_Collected data:_
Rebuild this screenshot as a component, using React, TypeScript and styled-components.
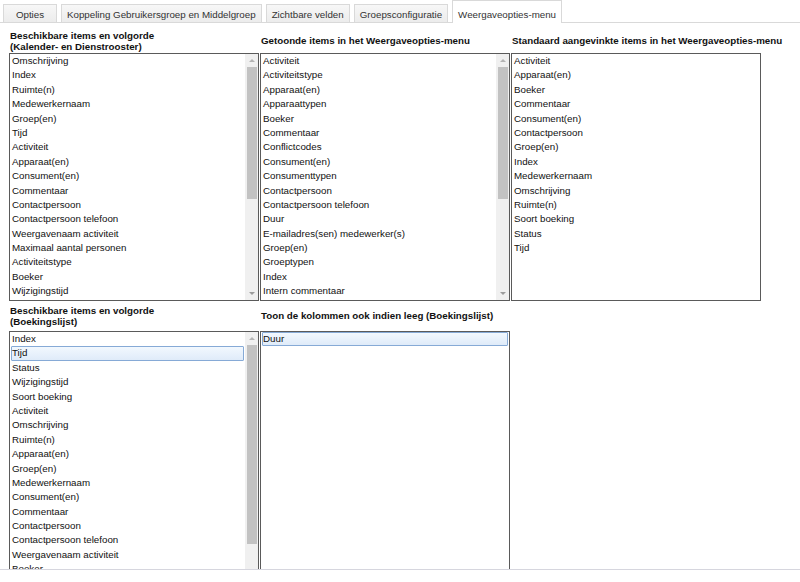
import React from "react";
import styled, { createGlobalStyle } from "styled-components";

const GlobalStyle = createGlobalStyle`
  html, body {
    margin: 0;
    padding: 0;
    background: #fff;
  }
  body {
    font-family: "Liberation Sans", Arial, sans-serif;
    font-size: 9.75px;
    color: #000;
  }
`;

const Page = styled.div`
  width: 800px;
  height: 582px;
  overflow: hidden;
  background: #fff;
`;

const TabBar = styled.div`
  display: flex;
  align-items: flex-end;
  gap: 4px;
  height: 22px;
  padding-left: 3px;
  border-bottom: 1px solid #d9d9d9;
`;

const Tab = styled.div<{ $active?: boolean }>`
  box-sizing: border-box;
  display: flex;
  align-items: flex-end;
  justify-content: center;
  min-width: 54px;
  padding: 0 5px ${(p) => (p.$active ? "3px" : "2px")};
  height: ${(p) => (p.$active ? "23px" : "18px")};
  margin-bottom: ${(p) => (p.$active ? "-1px" : "0")};
  line-height: 11px;
  color: #333;
  white-space: nowrap;
  border: 1px solid #d9d9d9;
  border-bottom: none;
  background: ${(p) =>
    p.$active ? "#fff" : "linear-gradient(#f7f7f7, #ececec)"};
`;

const Panel = styled.div`
  box-sizing: border-box;
  height: 547px;
  padding: 6px 0 0 9px;
  border-bottom: 1px solid #d6d6de;
  overflow: hidden;
  display: grid;
  grid-template-columns: repeat(3, 250px);
  grid-template-rows: 24px 248px 30px 262px;
  column-gap: 1px;
`;

const Title = styled.div`
  display: flex;
  flex-direction: column;
  justify-content: center;
  padding-left: 1px;
  font-weight: bold;
  white-space: nowrap;
  color: #111;
`;

const TitleLine = styled.span`
  display: block;
  line-height: 11.5px;
`;

const ListBox = styled.div`
  box-sizing: border-box;
  display: flex;
  height: 100%;
  border: 1px solid #5a5a5a;
  background: #fff;
  overflow: hidden;
`;

const ItemList = styled.div`
  flex: 1;
  min-width: 0;
  overflow: hidden;
  white-space: nowrap;
`;

const Item = styled.div<{ $selected?: boolean }>`
  box-sizing: border-box;
  height: 14.4px;
  margin: 0 1px;
  line-height: 12.4px;
  border: 1px solid ${(p) => (p.$selected ? "#86aad6" : "transparent")};
  border-radius: 1px;
  background: ${(p) =>
    p.$selected ? "linear-gradient(#f2f8fe, #dfebf9)" : "transparent"};
  color: #111;
`;

const ScrollBar = styled.div`
  width: 13px;
  flex: none;
  display: flex;
  flex-direction: column;
  background: #f0f0f0;
`;

const Arrow = styled.div<{ $down?: boolean }>`
  height: 13px;
  flex: none;
  display: flex;
  align-items: center;
  justify-content: center;

  &::after {
    content: "";
    border-left: 3px solid transparent;
    border-right: 3px solid transparent;
    ${(p) =>
      p.$down
        ? "border-top: 3px solid #9c9c9c;"
        : "border-bottom: 3px solid #b4b4b4;"}
  }
`;

const Track = styled.div`
  flex: 1;
  display: flex;
  flex-direction: column;
  padding: 0 1px 0 2px;
`;

const Thumb = styled.div<{ $size: number }>`
  height: ${(p) => p.$size}%;
  background: #c2c2c2;
`;

interface ListProps {
  items: string[];
  selected?: string;
  thumb?: number;
}

const List: React.FC<ListProps> = ({ items, selected, thumb }) => (
  <ListBox>
    <ItemList>
      {items.map((item) => (
        <Item key={item} $selected={item === selected}>
          {item}
        </Item>
      ))}
    </ItemList>
    {thumb !== undefined && (
      <ScrollBar>
        <Arrow />
        <Track>
          <Thumb $size={thumb} />
        </Track>
        <Arrow $down />
      </ScrollBar>
    )}
  </ListBox>
);

// only the rows that are visible in the boxes; the rest is scrolled away
const calendarItems = [
  "Omschrijving",
  "Index",
  "Ruimte(n)",
  "Medewerkernaam",
  "Groep(en)",
  "Tijd",
  "Activiteit",
  "Apparaat(en)",
  "Consument(en)",
  "Commentaar",
  "Contactpersoon",
  "Contactpersoon telefoon",
  "Weergavenaam activiteit",
  "Maximaal aantal personen",
  "Activiteitstype",
  "Boeker",
  "Wijzigingstijd",
];

const menuItems = [
  "Activiteit",
  "Activiteitstype",
  "Apparaat(en)",
  "Apparaattypen",
  "Boeker",
  "Commentaar",
  "Conflictcodes",
  "Consument(en)",
  "Consumenttypen",
  "Contactpersoon",
  "Contactpersoon telefoon",
  "Duur",
  "E-mailadres(sen) medewerker(s)",
  "Groep(en)",
  "Groeptypen",
  "Index",
  "Intern commentaar",
];

const checkedItems = [
  "Activiteit",
  "Apparaat(en)",
  "Boeker",
  "Commentaar",
  "Consument(en)",
  "Contactpersoon",
  "Groep(en)",
  "Index",
  "Medewerkernaam",
  "Omschrijving",
  "Ruimte(n)",
  "Soort boeking",
  "Status",
  "Tijd",
];

const bookingItems = [
  "Index",
  "Tijd",
  "Status",
  "Wijzigingstijd",
  "Soort boeking",
  "Activiteit",
  "Omschrijving",
  "Ruimte(n)",
  "Apparaat(en)",
  "Groep(en)",
  "Medewerkernaam",
  "Consument(en)",
  "Commentaar",
  "Contactpersoon",
  "Contactpersoon telefoon",
  "Weergavenaam activiteit",
  "Boeker",
];

const tabs = [
  "Opties",
  "Koppeling Gebruikersgroep en Middelgroep",
  "Zichtbare velden",
  "Groepsconfiguratie",
  "Weergaveopties-menu",
];

const App: React.FC = () => {
  return (
    <Page>
      <GlobalStyle />
      <TabBar>
        {tabs.map((tab) => (
          <Tab key={tab} $active={tab === "Weergaveopties-menu"}>
            {tab}
          </Tab>
        ))}
      </TabBar>
      <Panel>
        <Title>
          <TitleLine>Beschikbare items en volgorde</TitleLine>
          <TitleLine>(Kalender- en Dienstrooster)</TitleLine>
        </Title>
        <Title>
          <TitleLine>Getoonde items in het Weergaveopties-menu</TitleLine>
        </Title>
        <Title>
          <TitleLine>
            Standaard aangevinkte items in het Weergaveopties-menu
          </TitleLine>
        </Title>

        <List items={calendarItems} thumb={60} />
        <List items={menuItems} thumb={60} />
        <List items={checkedItems} />

        <Title>
          <TitleLine>Beschikbare items en volgorde</TitleLine>
          <TitleLine>(Boekingslijst)</TitleLine>
        </Title>
        <Title>
          <TitleLine>Toon de kolommen ook indien leeg (Boekingslijst)</TitleLine>
        </Title>
        <div />

        <List items={bookingItems} selected="Tijd" thumb={85} />
        <List items={["Duur"]} selected="Duur" />
      </Panel>
    </Page>
  );
};

export default App;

_Aim:_ Replicate the material above verbatim; images stay out of the copy.

_Exercise result:_
Rebuild this screenshot as a component, using React, TypeScript and styled-components.
import React from "react";
import styled, { createGlobalStyle } from "styled-components";

const GlobalStyle = createGlobalStyle`
  html, body {
    margin: 0;
    padding: 0;
    background: #fff;
  }
  body {
    font-family: "Liberation Sans", Arial, sans-serif;
    font-size: 9.75px;
    color: #000;
  }
`;

const Page = styled.div`
  width: 800px;
  height: 582px;
  overflow: hidden;
  background: #fff;
`;

const TabBar = styled.div`
  display: flex;
  align-items: flex-end;
  gap: 4px;
  height: 22px;
  padding-left: 3px;
  border-bottom: 1px solid #d9d9d9;
`;

const Tab = styled.div<{ $active?: boolean }>`
  box-sizing: border-box;
  display: flex;
  align-items: flex-end;
  justify-content: center;
  min-width: 54px;
  padding: 0 5px ${(p) => (p.$active ? "3px" : "2px")};
  height: ${(p) => (p.$active ? "23px" : "18px")};
  margin-bottom: ${(p) => (p.$active ? "-1px" : "0")};
  line-height: 11px;
  color: #333;
  white-space: nowrap;
  border: 1px solid #d9d9d9;
  border-bottom: none;
  background: ${(p) =>
    p.$active ? "#fff" : "linear-gradient(#f7f7f7, #ececec)"};
`;

const Panel = styled.div`
  box-sizing: border-box;
  height: 547px;
  padding: 6px 0 0 9px;
  border-bottom: 1px solid #d6d6de;
  overflow: hidden;
  display: grid;
  grid-template-columns: repeat(3, 250px);
  grid-template-rows: 24px 248px 30px 262px;
  column-gap: 1px;
`;

const Title = styled.div`
  display: flex;
  flex-direction: column;
  justify-content: center;
  padding-left: 1px;
  font-weight: bold;
  white-space: nowrap;
  color: #111;
`;

const TitleLine = styled.span`
  display: block;
  line-height: 11.5px;
`;

const ListBox = styled.div`
  box-sizing: border-box;
  display: flex;
  height: 100%;
  border: 1px solid #5a5a5a;
  background: #fff;
  overflow: hidden;
`;

const ItemList = styled.div`
  flex: 1;
  min-width: 0;
  overflow: hidden;
  white-space: nowrap;
`;

const Item = styled.div<{ $selected?: boolean }>`
  box-sizing: border-box;
  height: 14.4px;
  margin: 0 1px;
  line-height: 12.4px;
  border: 1px solid ${(p) => (p.$selected ? "#86aad6" : "transparent")};
  border-radius: 1px;
  background: ${(p) =>
    p.$selected ? "linear-gradient(#f2f8fe, #dfebf9)" : "transparent"};
  color: #111;
`;

const ScrollBar = styled.div`
  width: 13px;
  flex: none;
  display: flex;
  flex-direction: column;
  background: #f0f0f0;
`;

const Arrow = styled.div<{ $down?: boolean }>`
  height: 13px;
  flex: none;
  display: flex;
  align-items: center;
  justify-content: center;

  &::after {
    content: "";
    border-left: 3px solid transparent;
    border-right: 3px solid transparent;
    ${(p) =>
      p.$down
        ? "border-top: 3px solid #9c9c9c;"
        : "border-bottom: 3px solid #b4b4b4;"}
  }
`;

const Track = styled.div`
  flex: 1;
  display: flex;
  flex-direction: column;
  padding: 0 1px 0 2px;
`;

const Thumb = styled.div<{ $size: number }>`
  height: ${(p) => p.$size}%;
  background: #c2c2c2;
`;

interface ListProps {
  items: string[];
  selected?: string;
  thumb?: number;
}

const List: React.FC<ListProps> = ({ items, selected, thumb }) => (
  <ListBox>
    <ItemList>
      {items.map((item) => (
        <Item key={item} $selected={item === selected}>
          {item}
        </Item>
      ))}
    </ItemList>
    {thumb !== undefined && (
      <ScrollBar>
        <Arrow />
        <Track>
          <Thumb $size={thumb} />
        </Track>
        <Arrow $down />
      </ScrollBar>
    )}
  </ListBox>
);

// only the rows that are visible in the boxes; the rest is scrolled away
const calendarItems = [
  "Omschrijving",
  "Index",
  "Ruimte(n)",
  "Medewerkernaam",
  "Groep(en)",
  "Tijd",
  "Activiteit",
  "Apparaat(en)",
  "Consument(en)",
  "Commentaar",
  "Contactpersoon",
  "Contactpersoon telefoon",
  "Weergavenaam activiteit",
  "Maximaal aantal personen",
  "Activiteitstype",
  "Boeker",
  "Wijzigingstijd",
];

const menuItems = [
  "Activiteit",
  "Activiteitstype",
  "Apparaat(en)",
  "Apparaattypen",
  "Boeker",
  "Commentaar",
  "Conflictcodes",
  "Consument(en)",
  "Consumenttypen",
  "Contactpersoon",
  "Contactpersoon telefoon",
  "Duur",
  "E-mailadres(sen) medewerker(s)",
  "Groep(en)",
  "Groeptypen",
  "Index",
  "Intern commentaar",
];

const checkedItems = [
  "Activiteit",
  "Apparaat(en)",
  "Boeker",
  "Commentaar",
  "Consument(en)",
  "Contactpersoon",
  "Groep(en)",
  "Index",
  "Medewerkernaam",
  "Omschrijving",
  "Ruimte(n)",
  "Soort boeking",
  "Status",
  "Tijd",
];

const bookingItems = [
  "Index",
  "Tijd",
  "Status",
  "Wijzigingstijd",
  "Soort boeking",
  "Activiteit",
  "Omschrijving",
  "Ruimte(n)",
  "Apparaat(en)",
  "Groep(en)",
  "Medewerkernaam",
  "Consument(en)",
  "Commentaar",
  "Contactpersoon",
  "Contactpersoon telefoon",
  "Weergavenaam activiteit",
  "Boeker",
];

const tabs = [
  "Opties",
  "Koppeling Gebruikersgroep en Middelgroep",
  "Zichtbare velden",
  "Groepsconfiguratie",
  "Weergaveopties-menu",
];

const App: React.FC = () => {
  return (
    <Page>
      <GlobalStyle />
      <TabBar>
        {tabs.map((tab) => (
          <Tab key={tab} $active={tab === "Weergaveopties-menu"}>
            {tab}
          </Tab>
        ))}
      </TabBar>
      <Panel>
        <Title>
          <TitleLine>Beschikbare items en volgorde</TitleLine>
          <TitleLine>(Kalender- en Dienstrooster)</TitleLine>
        </Title>
        <Title>
          <TitleLine>Getoonde items in het Weergaveopties-menu</TitleLine>
        </Title>
        <Title>
          <TitleLine>
            Standaard aangevinkte items in het Weergaveopties-menu
          </TitleLine>
        </Title>

        <List items={calendarItems} thumb={60} />
        <List items={menuItems} thumb={60} />
        <List items={checkedItems} />

        <Title>
          <TitleLine>Beschikbare items en volgorde</TitleLine>
          <TitleLine>(Boekingslijst)</TitleLine>
        </Title>
        <Title>
          <TitleLine>Toon de kolommen ook indien leeg (Boekingslijst)</TitleLine>
        </Title>
        <div />

        <List items={bookingItems} selected="Tijd" thumb={85} />
        <List items={["Duur"]} selected="Duur" />
      </Panel>
    </Page>
  );
};

export default App;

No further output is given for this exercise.